As established, though I’ve started scheduling people out well over a year in advance these days, the schedule isn’t set in stone. If there’s a compelling reason to move someone—poor health, for example—I’ll move them up the list. And, of course, there are people I’ll move down the list if there’s a person who needs moved up. Last week’s entry of Henry Winkler got moved down once because I wanted to add on someone I’d had suggested who was literally decades older than he is, and I didn’t want to risk waiting eight months or however long it was. Similarly, I just recently had it brought to my attention that Dee Dee Wood is alive at 93, and that’s someone you don’t risk waiting until the next open slot (currently November 28, 2021, for women with no connection to horror or Pride) to get to.
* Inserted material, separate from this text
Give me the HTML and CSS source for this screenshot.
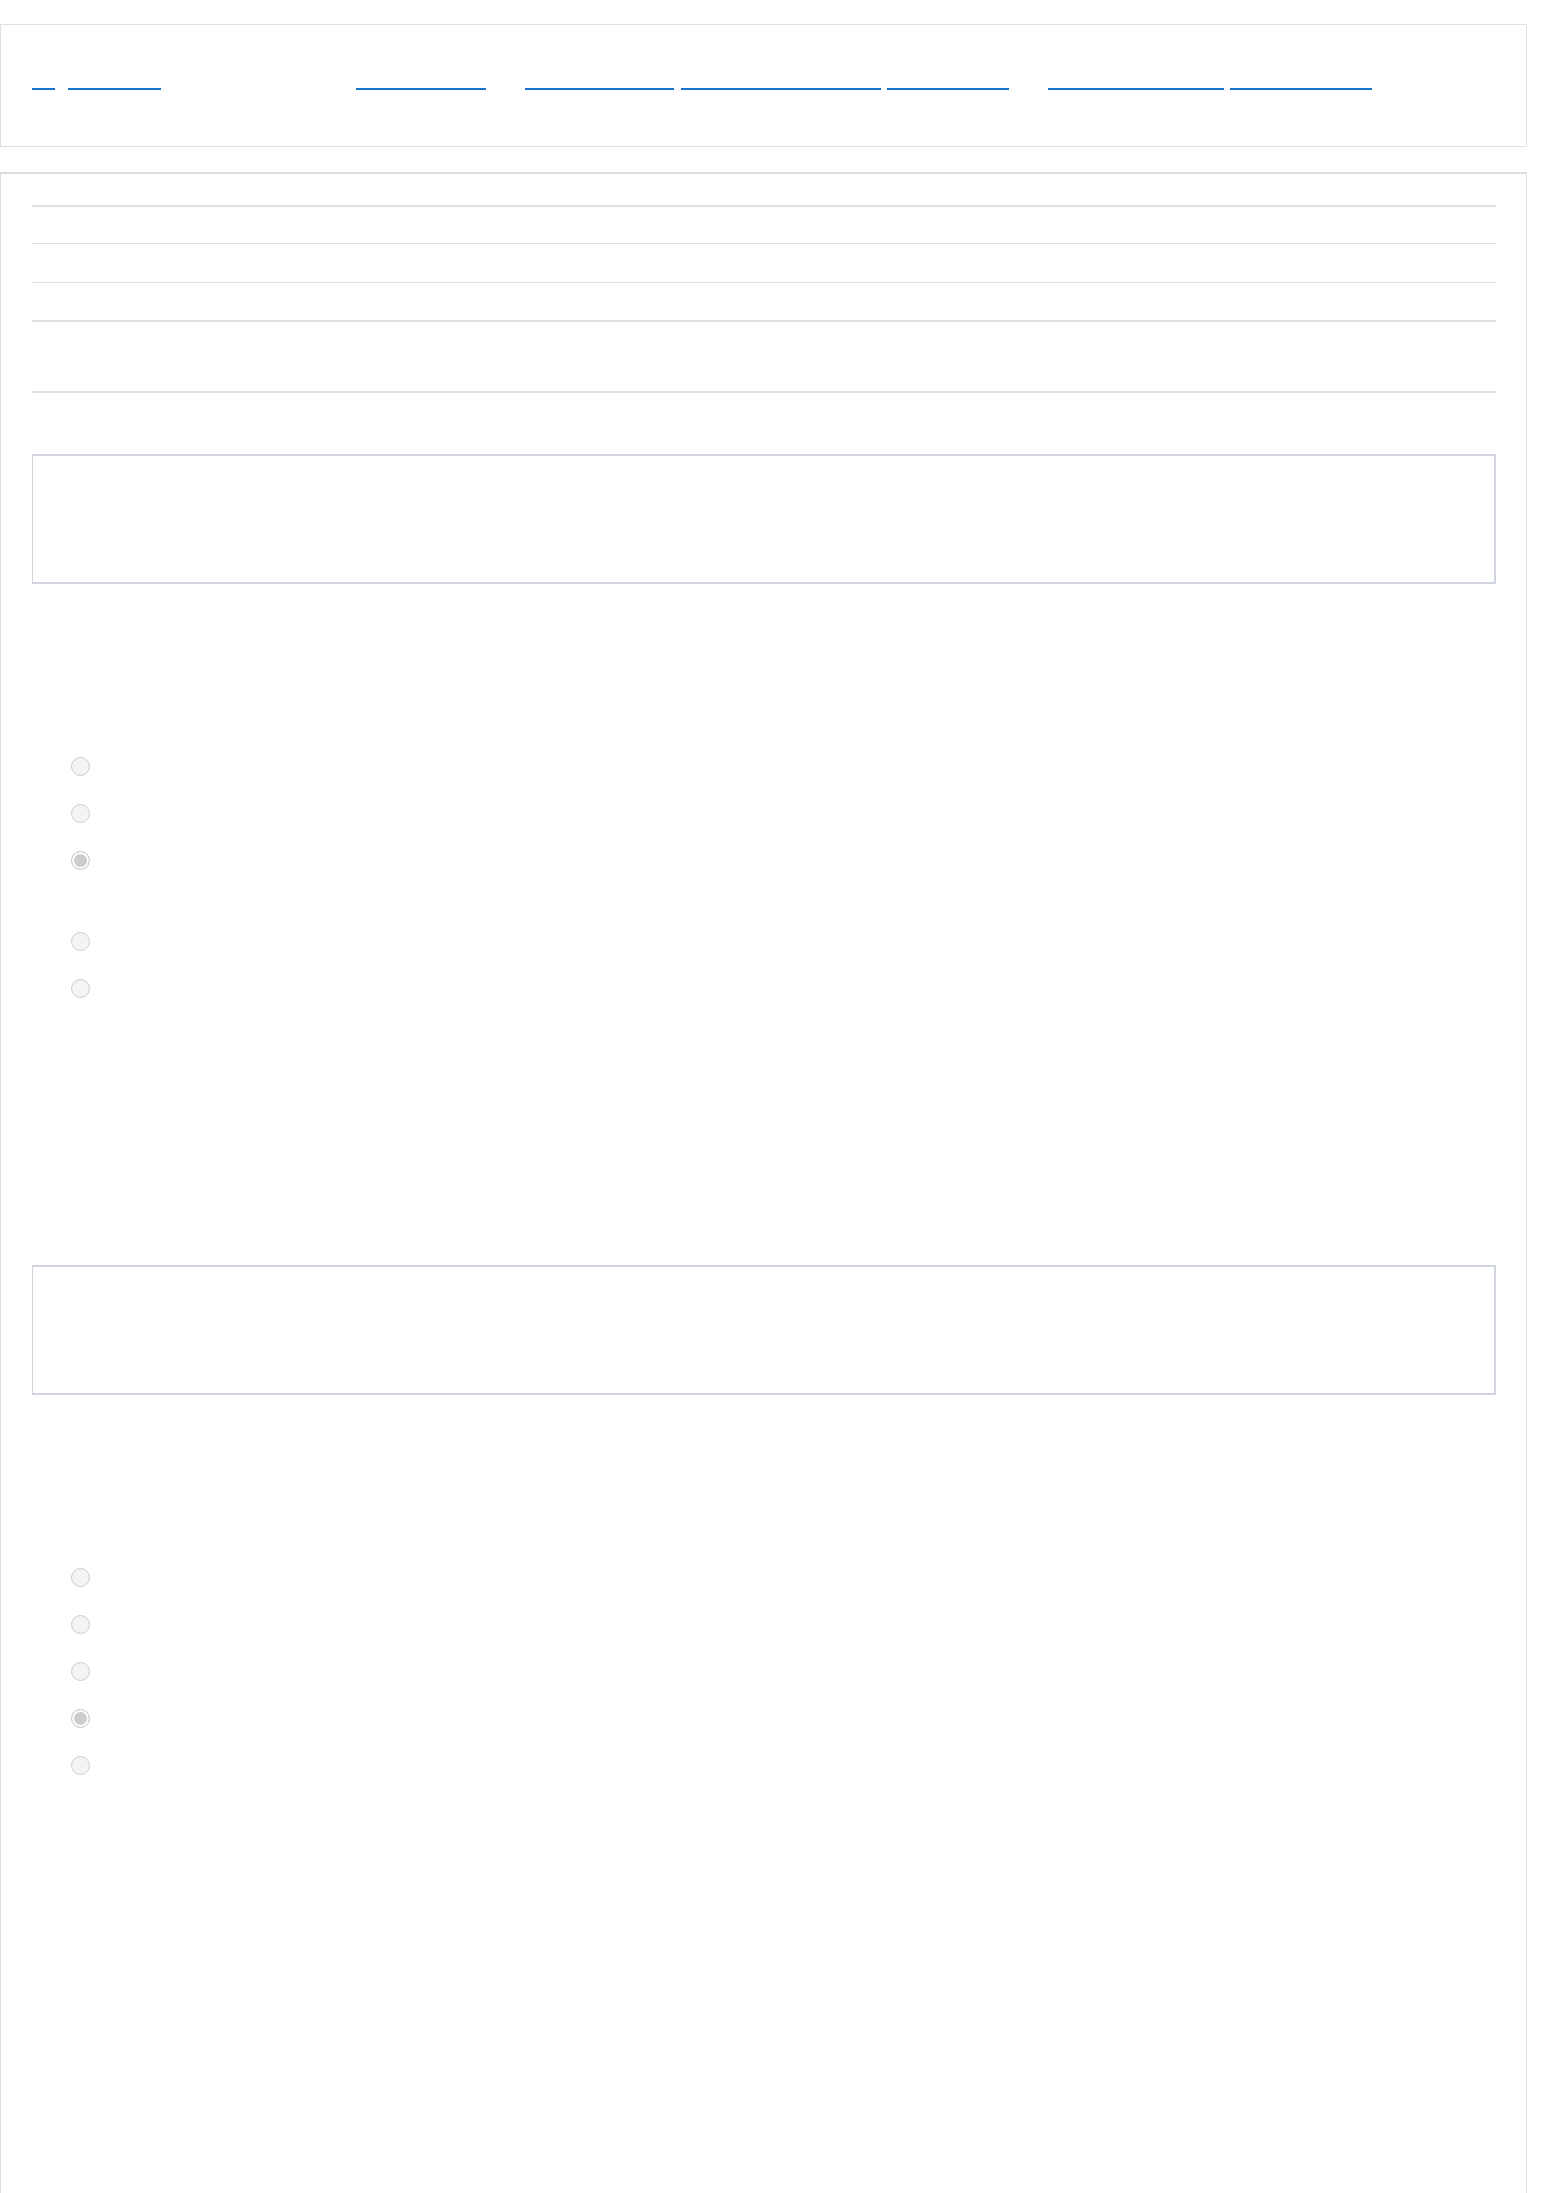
FILE: index.html
```html
<!DOCTYPE html>
<html lang="en">
<head>
    <meta charset="utf-8">
    <title>Quiz</title>
    <link rel="stylesheet" href="styles.css">
</head>
<body>
<div class="page">
    <!-- top navigation -->
    <div class="topbar">
        <div class="brand">
            <a class="nav-link w-logo" href="#">Q</a>
            <a class="nav-link w-brand" href="#">QuizBox</a>
        </div>
        <div class="nav-group first">
            <a class="nav-link w-home" href="#">Dashboard</a>
        </div>
        <div class="nav-group">
            <a class="nav-link w-courses" href="#">My courses</a>
            <a class="nav-link w-bank gap-wide" href="#">Question bank</a>
            <a class="nav-link w-results" href="#">Results</a>
        </div>
        <div class="nav-group">
            <a class="nav-link w-notif" href="#">Notifications</a>
            <a class="nav-link w-profile" href="#">My profile</a>
        </div>
    </div>

    <div class="card">
        <!-- quiz details table -->
        <div class="meta">
            <div class="meta-row thick"><span>Started on</span></div>
            <div class="meta-row"><span>State</span></div>
            <div class="meta-row"><span>Completed on</span></div>
            <div class="meta-row thick last"><span>Time taken</span></div>
        </div>

        <div class="question first">
            <div class="answer-box"><span>Question 1</span></div>
            <p class="prompt">Choose the correct answer.</p>
            <div class="options">
                <label class="option"><input type="radio" name="q1"><span>Option A</span></label>
                <label class="option"><input type="radio" name="q1"><span>Option B</span></label>
                <label class="option tall"><input type="radio" name="q1" checked><span>Option C</span></label>
                <label class="option"><input type="radio" name="q1"><span>Option D</span></label>
                <label class="option"><input type="radio" name="q1"><span>Option E</span></label>
            </div>
        </div>

        <div class="question">
            <div class="answer-box"><span>Question 2</span></div>
            <p class="prompt">Choose the correct answer.</p>
            <div class="options">
                <label class="option"><input type="radio" name="q2"><span>Option A</span></label>
                <label class="option"><input type="radio" name="q2"><span>Option B</span></label>
                <label class="option"><input type="radio" name="q2"><span>Option C</span></label>
                <label class="option"><input type="radio" name="q2" checked><span>Option D</span></label>
                <label class="option"><input type="radio" name="q2"><span>Option E</span></label>
            </div>
        </div>
    </div>
</div>
</body>
</html>
```

FILE: styles.css
```css
body {
    margin: 0;
    background-color: #ffffff;
    font-family: "Liberation Sans", Arial, sans-serif;
    font-size: 16px;
    color: transparent;
}

.page {
    width: 1527px;
    padding-top: 24px;
}

/* top bar */
.topbar {
    box-sizing: border-box;
    height: 123px;
    border: 1px solid #e0e0e0;
    padding: 41px 0 0 31px;
    display: flex;
    align-items: flex-start;
}

.brand {
    display: flex;
    gap: 13px;
}

.nav-group {
    display: flex;
    gap: 6px;
    margin-left: 39px;
}

.nav-group.first {
    margin-left: 195px;
}

.nav-link {
    display: block;
    height: 22px;
    border-bottom: 2px solid #1873cc;
    color: transparent;
    text-decoration: none;
    white-space: nowrap;
    overflow: hidden;
}

.w-logo { width: 23px; }
.w-brand { width: 93px; }
.w-home { width: 130px; }
.w-courses { width: 149px; }
.w-bank { width: 200px; }
.w-results { width: 122px; }
.w-notif { width: 176px; }
.w-profile { width: 142px; }

.gap-wide {
    margin-left: 1px;
}

/* main card */
.card {
    box-sizing: border-box;
    min-height: 2100px;
    margin-top: 25px;
    border: 1px solid #dedede;
    border-top-width: 2px;
    padding: 31px 30px 60px 31px;
}

.meta-row {
    border-top: 1px solid #dee2e6;
    height: 37px;
}

.meta-row:first-child {
    height: 36px;
}

.meta-row:nth-child(2) {
    height: 38px;
}

.meta-row.thick {
    border-top-width: 2px;
}

.meta-row.last {
    height: 69px;
    border-bottom: 2px solid #dee2e6;
}

.meta-row span {
    display: block;
    padding: 8px 0;
}

.question {
    margin-top: 253px;
}

.question.first {
    margin-top: 61px;
}

.answer-box {
    box-sizing: border-box;
    height: 130px;
    border: 2px solid #d0d5dd;
    border-left-width: 1px;
    padding: 12px;
}

.prompt {
    margin: 0;
    height: 159px;
    padding-top: 60px;
    box-sizing: border-box;
    line-height: 30px;
}

.option {
    display: flex;
    align-items: flex-start;
    height: 47px;
    padding-left: 39px;
    box-sizing: border-box;
}

.option.tall {
    height: 81px;
}

.option input {
    appearance: none;
    -webkit-appearance: none;
    width: 19px;
    height: 19px;
    margin: 14px 12px 0 0;
    border: 1.5px solid #cdcdcd;
    border-radius: 50%;
    background-color: #f4f4f4;
    box-sizing: border-box;
}

.option input:checked {
    background-color: #cccccc;
    box-shadow: inset 0 0 0 2px #ffffff;
}

.option span {
    line-height: 47px;
}
```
And, okay, she wasn’t on the list before because I wasn’t that familiar with the name. However, I am familiar with the work. I strongly suspect both her IMDb and Wikipedia pages are incomplete; that’s often the case with behind-the-scenes people. Especially in the areas that aren’t talked about as much. However, even if her page were limited to a single job, there’s one where everyone would know her. You see, paired with then-husband Marc Breaux, she choreographed Mary Poppins.
That’s not her entire career, not by a long shot. But if it were, that would be enough to make her worth mentioning. Especially because Dick Van Dyke was not a dancer. The first dancing he ever did was for Bye Bye Birdie, and it was nowhere near as complicated as the chimney sweep dance. Taking basically a non-dancer and producing that is quite the accomplishment, and I think everyone—not least Van Dyke himself—wishes his dialect coach had been half so good.
Wood’s career is also evidence that TV used to be very different. We have many, many more channels, not to mention streaming options, but you’re not going to get things like Danny Thomas Special: The Wonderful World of Burlesque, which she choreographed. Or the delightfully named Coke Time. Heck, she choreographed an episode of The Love Boat with possibly the wildest cast I’m aware of, which included both Betty White and Rue McClanahan. Would you believe Benjy’s Very Own Christmas Story?
Yes, she’s still alive. In fact, I saw her on TV—on an episode of a Disney+ series called Prop Culture, about props in Disney movies. The first episode is about Mary Poppins, of course. Though she might also appear on an episode about The Happiest Millionaire, if anyone were interested in talking about The Happiest Millionaire. Which not even I am. Or, you know, they do own The Sound of Music now, which she also choreographed. Not sure about Chitty Chitty Bang Bang, for which she’d been reunited with Dick Van Dyke. Still. She did good work.